◆ To be done ◆
Go through the material below and copy all lines with "React".

=======

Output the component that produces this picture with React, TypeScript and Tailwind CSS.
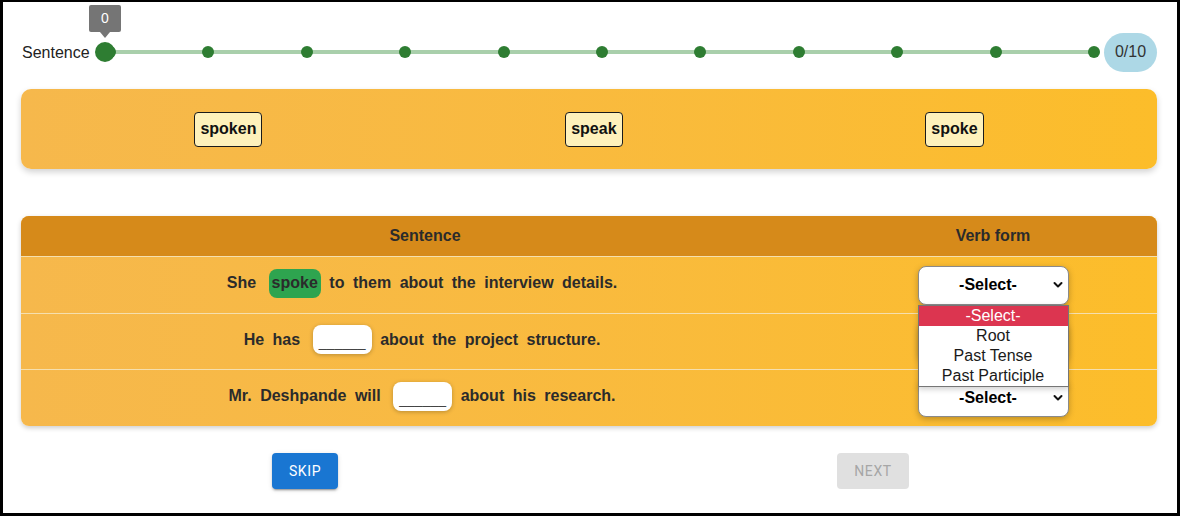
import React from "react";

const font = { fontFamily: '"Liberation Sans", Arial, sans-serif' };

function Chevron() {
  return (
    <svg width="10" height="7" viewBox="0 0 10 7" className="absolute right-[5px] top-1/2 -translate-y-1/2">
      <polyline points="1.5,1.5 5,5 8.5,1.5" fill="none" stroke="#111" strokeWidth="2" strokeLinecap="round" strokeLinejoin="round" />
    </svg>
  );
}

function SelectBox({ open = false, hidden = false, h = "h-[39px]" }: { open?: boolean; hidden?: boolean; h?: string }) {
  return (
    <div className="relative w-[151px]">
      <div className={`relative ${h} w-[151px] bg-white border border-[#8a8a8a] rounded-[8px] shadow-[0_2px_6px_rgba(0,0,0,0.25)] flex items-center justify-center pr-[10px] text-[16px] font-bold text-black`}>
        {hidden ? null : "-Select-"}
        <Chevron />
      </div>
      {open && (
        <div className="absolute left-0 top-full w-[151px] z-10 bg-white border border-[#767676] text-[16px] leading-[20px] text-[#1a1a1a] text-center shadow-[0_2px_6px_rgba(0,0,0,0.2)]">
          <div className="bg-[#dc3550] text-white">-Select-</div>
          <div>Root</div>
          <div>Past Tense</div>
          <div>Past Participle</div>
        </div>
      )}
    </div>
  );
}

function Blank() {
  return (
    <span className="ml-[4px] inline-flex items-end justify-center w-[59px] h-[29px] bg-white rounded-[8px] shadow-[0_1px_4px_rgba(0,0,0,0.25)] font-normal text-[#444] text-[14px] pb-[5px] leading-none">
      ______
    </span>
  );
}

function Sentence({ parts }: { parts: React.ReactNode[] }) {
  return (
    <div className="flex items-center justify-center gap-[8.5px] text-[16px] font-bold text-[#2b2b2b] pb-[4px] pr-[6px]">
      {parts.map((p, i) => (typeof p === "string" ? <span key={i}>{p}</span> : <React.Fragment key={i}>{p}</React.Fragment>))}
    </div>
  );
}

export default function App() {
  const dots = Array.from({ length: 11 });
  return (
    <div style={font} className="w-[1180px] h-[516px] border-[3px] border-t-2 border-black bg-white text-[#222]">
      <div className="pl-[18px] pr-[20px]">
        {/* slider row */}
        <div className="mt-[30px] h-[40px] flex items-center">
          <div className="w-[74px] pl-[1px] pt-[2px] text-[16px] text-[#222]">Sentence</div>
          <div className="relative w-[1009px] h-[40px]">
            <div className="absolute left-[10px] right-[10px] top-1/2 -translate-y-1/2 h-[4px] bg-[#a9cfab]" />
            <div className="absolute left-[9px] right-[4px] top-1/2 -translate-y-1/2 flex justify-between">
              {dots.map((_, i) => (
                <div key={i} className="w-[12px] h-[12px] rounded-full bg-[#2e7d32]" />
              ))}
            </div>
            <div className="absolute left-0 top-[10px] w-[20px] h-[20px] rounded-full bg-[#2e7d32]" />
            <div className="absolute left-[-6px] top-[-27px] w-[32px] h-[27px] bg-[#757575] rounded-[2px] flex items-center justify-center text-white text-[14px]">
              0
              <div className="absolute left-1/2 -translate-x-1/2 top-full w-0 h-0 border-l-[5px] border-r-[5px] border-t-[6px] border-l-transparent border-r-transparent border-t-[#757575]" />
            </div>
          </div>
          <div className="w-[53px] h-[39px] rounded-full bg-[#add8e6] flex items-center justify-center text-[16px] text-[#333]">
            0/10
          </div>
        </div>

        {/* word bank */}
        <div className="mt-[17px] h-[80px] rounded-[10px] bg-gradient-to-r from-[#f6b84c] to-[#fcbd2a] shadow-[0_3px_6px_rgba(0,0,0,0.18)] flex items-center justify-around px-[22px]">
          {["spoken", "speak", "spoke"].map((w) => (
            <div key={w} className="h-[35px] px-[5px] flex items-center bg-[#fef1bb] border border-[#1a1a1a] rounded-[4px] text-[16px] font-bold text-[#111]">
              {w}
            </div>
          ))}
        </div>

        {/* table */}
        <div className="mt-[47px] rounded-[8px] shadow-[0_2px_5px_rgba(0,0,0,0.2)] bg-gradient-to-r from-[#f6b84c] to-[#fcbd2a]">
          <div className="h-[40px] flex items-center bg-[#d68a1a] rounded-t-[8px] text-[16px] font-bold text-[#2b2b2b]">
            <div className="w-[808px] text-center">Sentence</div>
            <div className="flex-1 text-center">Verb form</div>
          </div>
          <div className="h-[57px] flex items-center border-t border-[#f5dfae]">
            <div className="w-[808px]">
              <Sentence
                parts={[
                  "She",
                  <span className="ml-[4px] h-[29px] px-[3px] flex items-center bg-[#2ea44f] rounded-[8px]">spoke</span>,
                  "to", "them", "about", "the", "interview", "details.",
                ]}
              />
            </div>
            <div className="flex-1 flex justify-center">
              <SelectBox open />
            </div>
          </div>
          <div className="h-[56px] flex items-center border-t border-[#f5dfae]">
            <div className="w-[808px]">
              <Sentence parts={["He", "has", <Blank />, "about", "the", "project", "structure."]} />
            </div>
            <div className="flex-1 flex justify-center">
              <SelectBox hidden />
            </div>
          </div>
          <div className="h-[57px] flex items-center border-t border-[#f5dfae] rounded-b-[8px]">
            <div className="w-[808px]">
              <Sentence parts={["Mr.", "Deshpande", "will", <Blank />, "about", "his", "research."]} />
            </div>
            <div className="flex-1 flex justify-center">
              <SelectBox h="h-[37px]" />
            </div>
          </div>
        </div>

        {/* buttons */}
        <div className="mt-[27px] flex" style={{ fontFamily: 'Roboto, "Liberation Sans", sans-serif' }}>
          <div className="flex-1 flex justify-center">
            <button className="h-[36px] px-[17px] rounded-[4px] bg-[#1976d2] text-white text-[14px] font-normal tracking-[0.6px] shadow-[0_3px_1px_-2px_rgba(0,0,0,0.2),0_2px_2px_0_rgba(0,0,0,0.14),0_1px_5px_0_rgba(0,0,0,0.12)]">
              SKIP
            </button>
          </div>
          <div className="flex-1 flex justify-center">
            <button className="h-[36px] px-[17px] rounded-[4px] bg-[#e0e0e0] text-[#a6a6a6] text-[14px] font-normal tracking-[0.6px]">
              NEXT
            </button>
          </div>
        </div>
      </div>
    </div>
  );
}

=======

◆ Final answer ◆
Output the component that produces this picture with React, TypeScript and Tailwind CSS.
import React from "react";
function Sentence({ parts }: { parts: React.ReactNode[] }) {
      {parts.map((p, i) => (typeof p === "string" ? <span key={i}>{p}</span> : <React.Fragment key={i}>{p}</React.Fragment>))}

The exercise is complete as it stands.